<<<<

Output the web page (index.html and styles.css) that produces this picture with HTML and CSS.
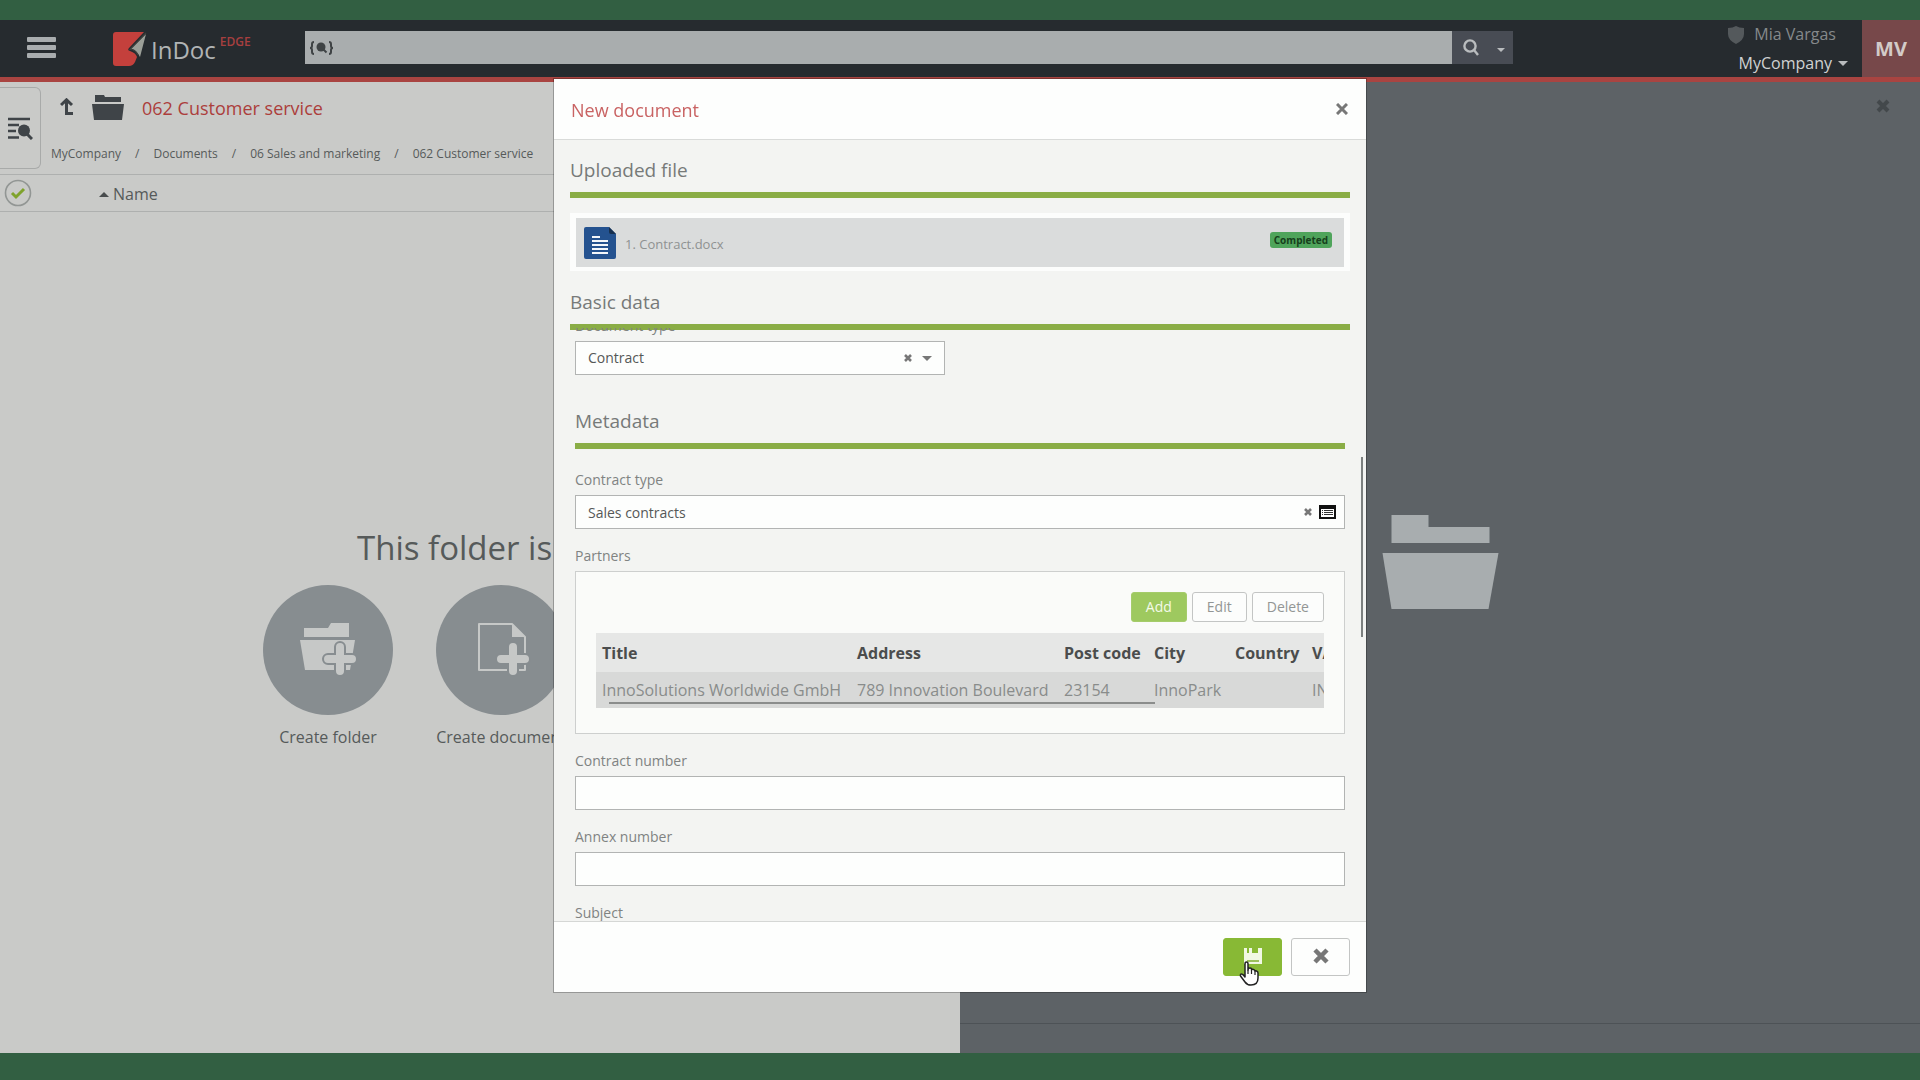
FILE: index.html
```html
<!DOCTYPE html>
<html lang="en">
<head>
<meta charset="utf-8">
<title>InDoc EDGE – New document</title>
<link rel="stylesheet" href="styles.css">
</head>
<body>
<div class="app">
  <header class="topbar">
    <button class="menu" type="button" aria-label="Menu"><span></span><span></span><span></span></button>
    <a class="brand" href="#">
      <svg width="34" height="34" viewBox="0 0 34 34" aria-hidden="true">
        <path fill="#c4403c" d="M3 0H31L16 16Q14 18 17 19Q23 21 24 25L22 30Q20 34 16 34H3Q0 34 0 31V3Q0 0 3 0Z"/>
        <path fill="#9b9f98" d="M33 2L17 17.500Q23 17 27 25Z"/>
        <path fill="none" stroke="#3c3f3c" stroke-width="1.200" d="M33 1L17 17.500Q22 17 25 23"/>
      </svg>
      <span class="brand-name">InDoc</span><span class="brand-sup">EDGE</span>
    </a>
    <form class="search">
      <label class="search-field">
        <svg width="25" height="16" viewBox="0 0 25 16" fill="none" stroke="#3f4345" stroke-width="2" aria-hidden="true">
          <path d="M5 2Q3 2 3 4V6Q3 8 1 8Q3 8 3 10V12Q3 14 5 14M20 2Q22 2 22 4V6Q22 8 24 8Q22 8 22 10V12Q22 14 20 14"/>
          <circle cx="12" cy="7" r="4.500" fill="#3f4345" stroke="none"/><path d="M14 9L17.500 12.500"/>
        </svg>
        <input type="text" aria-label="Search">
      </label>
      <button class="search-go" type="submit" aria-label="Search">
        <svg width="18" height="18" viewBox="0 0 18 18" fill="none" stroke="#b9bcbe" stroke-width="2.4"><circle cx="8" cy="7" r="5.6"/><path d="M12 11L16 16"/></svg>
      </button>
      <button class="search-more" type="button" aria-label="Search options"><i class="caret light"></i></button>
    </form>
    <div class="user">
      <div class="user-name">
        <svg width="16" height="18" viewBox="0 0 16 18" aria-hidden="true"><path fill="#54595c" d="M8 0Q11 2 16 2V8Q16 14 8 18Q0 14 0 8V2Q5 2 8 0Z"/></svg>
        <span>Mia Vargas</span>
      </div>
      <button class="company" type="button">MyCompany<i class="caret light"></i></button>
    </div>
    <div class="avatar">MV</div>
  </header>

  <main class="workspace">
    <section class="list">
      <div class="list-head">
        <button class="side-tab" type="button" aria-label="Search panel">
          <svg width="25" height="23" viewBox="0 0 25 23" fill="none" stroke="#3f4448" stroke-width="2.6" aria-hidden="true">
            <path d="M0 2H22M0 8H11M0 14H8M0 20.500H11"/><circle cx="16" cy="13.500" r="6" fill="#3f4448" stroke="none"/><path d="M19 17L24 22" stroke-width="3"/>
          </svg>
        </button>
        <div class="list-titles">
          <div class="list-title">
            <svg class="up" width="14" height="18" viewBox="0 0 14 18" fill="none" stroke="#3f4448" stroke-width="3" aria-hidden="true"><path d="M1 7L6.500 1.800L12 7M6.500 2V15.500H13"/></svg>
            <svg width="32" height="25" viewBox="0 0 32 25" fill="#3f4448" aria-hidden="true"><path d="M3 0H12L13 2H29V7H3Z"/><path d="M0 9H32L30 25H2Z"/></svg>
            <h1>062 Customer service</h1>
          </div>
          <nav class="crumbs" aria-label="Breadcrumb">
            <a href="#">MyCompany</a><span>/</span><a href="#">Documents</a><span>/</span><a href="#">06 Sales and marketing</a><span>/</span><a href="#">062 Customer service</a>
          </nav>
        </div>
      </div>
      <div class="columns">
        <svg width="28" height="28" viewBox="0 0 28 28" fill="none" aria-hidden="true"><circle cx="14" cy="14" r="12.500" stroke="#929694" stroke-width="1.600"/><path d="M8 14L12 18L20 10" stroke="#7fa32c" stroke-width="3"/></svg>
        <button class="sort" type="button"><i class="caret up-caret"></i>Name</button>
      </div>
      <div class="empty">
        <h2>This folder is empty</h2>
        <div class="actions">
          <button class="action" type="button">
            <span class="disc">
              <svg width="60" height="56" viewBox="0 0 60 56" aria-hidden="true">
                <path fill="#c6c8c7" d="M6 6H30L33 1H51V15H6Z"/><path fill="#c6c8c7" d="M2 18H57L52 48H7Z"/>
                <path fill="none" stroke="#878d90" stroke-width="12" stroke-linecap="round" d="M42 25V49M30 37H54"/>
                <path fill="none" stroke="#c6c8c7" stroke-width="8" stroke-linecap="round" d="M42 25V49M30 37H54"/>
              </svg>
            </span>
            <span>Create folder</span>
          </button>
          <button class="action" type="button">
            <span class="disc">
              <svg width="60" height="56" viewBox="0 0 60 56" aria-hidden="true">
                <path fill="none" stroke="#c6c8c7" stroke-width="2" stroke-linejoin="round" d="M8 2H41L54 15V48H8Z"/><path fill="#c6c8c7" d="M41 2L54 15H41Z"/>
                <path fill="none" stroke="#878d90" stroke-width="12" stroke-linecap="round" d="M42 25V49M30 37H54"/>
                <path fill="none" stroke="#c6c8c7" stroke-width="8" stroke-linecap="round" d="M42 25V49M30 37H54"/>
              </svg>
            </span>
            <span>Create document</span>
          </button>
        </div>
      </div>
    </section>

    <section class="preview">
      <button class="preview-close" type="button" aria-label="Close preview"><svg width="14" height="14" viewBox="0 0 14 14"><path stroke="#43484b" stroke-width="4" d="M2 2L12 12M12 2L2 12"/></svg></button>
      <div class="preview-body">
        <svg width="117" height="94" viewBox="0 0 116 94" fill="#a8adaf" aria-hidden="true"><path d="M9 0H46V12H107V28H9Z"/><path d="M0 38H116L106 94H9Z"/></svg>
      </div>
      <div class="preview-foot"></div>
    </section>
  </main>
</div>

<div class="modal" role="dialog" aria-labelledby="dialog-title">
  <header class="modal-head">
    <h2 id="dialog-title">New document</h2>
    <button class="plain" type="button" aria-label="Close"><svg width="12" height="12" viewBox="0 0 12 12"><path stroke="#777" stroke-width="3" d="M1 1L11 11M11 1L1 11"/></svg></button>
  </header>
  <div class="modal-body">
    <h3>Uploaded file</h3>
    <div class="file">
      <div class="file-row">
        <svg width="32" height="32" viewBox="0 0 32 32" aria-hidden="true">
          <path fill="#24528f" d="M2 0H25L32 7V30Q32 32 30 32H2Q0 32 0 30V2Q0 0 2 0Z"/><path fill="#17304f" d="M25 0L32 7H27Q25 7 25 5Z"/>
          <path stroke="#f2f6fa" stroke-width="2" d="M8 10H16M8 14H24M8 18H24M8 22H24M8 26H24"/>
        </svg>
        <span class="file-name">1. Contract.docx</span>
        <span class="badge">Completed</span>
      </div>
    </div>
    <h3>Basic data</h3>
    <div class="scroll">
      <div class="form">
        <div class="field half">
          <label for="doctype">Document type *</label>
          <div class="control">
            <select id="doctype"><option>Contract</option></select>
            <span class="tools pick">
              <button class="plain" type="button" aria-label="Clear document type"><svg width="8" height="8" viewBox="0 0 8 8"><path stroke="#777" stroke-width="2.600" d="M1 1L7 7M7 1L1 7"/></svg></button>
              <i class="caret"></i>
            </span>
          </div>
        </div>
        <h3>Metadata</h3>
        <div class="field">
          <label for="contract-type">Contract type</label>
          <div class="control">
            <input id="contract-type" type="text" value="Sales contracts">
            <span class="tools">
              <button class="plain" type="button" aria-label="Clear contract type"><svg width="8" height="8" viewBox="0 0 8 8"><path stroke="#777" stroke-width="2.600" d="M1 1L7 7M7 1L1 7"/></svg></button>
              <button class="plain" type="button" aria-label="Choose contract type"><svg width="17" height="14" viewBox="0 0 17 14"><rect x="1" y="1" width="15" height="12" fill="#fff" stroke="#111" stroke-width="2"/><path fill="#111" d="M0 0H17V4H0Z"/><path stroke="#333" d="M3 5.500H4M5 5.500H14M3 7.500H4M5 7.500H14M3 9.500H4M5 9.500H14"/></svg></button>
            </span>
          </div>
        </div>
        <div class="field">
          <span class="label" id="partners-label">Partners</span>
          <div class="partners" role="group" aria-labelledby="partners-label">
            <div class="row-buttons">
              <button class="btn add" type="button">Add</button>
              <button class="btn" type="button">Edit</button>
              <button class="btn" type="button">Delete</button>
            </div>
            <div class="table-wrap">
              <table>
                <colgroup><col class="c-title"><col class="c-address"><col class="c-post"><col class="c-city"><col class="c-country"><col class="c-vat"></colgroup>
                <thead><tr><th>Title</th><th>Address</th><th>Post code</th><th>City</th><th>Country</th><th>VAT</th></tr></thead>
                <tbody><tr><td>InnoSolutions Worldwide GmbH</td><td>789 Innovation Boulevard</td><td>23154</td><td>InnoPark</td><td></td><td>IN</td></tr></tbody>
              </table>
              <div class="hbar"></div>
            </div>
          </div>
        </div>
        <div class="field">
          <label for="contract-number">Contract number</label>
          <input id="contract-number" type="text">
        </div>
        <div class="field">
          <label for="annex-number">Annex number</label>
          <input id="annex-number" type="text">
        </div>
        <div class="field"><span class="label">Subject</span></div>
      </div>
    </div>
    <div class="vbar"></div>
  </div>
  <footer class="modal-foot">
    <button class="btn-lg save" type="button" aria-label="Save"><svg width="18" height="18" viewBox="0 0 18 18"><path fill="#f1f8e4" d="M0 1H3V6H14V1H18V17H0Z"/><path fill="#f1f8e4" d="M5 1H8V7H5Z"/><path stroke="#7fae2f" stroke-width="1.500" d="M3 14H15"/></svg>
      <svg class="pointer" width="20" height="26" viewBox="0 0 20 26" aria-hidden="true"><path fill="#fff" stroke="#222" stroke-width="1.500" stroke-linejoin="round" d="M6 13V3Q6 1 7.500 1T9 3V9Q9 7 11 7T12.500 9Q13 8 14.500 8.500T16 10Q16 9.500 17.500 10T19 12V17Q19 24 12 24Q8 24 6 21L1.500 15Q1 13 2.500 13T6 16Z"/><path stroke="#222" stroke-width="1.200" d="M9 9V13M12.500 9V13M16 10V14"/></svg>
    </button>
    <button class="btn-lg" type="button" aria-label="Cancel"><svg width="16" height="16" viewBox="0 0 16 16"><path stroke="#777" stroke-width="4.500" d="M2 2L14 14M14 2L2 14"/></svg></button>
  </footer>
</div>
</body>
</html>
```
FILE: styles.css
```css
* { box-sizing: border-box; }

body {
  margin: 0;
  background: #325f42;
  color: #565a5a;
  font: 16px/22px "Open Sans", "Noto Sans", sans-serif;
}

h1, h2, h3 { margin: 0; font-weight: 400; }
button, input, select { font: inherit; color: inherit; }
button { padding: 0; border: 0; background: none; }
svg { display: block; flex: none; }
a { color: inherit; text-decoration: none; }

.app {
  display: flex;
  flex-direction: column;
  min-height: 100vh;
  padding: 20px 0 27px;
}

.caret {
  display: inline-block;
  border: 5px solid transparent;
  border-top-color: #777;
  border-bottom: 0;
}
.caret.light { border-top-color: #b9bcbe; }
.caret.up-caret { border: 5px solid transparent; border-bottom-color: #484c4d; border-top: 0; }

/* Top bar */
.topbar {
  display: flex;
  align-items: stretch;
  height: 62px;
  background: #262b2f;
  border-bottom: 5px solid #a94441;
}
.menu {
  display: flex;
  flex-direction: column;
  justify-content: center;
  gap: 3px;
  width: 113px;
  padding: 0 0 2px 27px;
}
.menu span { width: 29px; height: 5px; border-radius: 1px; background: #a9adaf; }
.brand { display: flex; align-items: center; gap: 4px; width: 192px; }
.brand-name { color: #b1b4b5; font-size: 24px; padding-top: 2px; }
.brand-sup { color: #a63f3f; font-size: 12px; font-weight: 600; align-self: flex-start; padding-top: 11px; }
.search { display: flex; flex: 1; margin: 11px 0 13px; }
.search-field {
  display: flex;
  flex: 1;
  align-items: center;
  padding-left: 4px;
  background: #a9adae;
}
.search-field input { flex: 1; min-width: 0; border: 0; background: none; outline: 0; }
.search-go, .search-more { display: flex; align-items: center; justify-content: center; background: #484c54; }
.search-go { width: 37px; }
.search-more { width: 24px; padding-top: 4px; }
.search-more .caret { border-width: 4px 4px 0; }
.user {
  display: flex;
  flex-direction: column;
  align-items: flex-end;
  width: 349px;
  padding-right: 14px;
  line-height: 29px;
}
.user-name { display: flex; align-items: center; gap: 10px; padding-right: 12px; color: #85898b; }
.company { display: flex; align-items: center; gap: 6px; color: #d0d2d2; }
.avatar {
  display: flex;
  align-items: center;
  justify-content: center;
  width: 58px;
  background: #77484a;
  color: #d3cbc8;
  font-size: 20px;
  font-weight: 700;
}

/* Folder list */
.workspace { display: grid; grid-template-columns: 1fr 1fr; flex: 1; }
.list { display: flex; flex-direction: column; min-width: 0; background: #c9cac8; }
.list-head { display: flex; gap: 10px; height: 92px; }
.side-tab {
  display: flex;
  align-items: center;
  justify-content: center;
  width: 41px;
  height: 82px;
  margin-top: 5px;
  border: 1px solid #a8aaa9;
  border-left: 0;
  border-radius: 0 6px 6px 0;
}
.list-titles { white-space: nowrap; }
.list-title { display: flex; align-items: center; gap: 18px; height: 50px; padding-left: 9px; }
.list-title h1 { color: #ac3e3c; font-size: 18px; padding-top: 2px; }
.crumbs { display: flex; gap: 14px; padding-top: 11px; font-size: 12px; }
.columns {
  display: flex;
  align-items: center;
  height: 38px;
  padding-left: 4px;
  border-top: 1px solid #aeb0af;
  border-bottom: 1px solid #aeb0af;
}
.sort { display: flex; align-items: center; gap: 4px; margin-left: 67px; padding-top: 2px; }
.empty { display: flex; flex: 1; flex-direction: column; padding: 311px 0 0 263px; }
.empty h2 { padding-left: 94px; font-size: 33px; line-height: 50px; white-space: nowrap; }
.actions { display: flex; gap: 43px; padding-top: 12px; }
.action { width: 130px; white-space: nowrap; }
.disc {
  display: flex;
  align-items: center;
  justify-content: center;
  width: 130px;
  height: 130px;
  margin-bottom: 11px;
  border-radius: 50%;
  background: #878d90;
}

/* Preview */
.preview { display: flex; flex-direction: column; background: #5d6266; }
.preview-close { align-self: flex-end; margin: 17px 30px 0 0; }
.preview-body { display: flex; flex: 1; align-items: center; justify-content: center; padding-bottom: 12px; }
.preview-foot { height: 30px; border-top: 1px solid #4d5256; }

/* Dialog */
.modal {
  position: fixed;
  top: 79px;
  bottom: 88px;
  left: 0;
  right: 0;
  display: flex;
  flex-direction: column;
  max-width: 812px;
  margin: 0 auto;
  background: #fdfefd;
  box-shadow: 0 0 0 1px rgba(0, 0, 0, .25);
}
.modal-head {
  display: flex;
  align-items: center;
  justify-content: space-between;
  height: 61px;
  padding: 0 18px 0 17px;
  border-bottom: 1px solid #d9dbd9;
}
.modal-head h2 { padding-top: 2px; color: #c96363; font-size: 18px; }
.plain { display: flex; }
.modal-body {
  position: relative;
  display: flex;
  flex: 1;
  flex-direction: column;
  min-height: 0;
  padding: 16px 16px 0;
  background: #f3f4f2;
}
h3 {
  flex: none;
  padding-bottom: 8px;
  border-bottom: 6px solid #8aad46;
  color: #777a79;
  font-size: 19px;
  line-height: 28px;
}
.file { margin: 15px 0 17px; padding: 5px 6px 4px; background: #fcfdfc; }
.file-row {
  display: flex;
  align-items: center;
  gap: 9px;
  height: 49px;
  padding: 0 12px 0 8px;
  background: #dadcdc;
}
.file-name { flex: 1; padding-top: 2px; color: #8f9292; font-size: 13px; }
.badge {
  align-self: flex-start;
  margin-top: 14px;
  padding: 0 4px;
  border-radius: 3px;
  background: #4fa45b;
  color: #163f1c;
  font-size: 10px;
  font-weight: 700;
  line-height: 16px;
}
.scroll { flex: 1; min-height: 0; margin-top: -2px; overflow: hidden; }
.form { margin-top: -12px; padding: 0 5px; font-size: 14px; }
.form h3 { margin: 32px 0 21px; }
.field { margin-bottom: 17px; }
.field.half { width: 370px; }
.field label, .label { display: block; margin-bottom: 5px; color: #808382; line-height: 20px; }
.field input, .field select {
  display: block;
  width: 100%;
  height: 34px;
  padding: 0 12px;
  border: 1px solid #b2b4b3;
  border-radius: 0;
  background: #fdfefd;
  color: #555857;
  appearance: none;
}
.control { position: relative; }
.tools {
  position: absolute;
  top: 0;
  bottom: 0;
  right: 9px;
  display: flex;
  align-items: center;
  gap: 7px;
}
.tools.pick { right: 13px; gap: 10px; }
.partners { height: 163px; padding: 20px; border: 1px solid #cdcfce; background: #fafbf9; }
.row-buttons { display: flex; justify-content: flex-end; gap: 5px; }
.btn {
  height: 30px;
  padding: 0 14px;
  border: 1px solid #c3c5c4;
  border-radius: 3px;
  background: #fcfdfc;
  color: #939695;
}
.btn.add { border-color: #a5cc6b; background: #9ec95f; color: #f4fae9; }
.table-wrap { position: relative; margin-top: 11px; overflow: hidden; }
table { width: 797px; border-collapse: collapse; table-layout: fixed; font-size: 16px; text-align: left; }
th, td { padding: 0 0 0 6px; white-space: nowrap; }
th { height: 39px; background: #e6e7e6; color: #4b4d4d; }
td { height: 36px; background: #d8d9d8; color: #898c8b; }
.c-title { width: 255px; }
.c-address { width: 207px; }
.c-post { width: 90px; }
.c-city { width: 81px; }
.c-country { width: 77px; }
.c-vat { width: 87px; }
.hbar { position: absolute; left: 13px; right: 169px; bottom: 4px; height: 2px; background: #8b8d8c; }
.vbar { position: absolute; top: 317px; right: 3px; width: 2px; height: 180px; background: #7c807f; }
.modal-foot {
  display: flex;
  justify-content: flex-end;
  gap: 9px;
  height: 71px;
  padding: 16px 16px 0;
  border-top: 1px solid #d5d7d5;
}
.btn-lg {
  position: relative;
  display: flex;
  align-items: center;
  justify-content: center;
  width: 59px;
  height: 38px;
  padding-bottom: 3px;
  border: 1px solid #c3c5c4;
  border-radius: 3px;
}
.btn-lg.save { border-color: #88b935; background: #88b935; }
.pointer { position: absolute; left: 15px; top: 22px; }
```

>>>>

Goal:
In the listing, find all lines with the string "index" and copy them.

Full answer:
Output the web page (index.html and styles.css) that produces this picture with HTML and CSS.
FILE: index.html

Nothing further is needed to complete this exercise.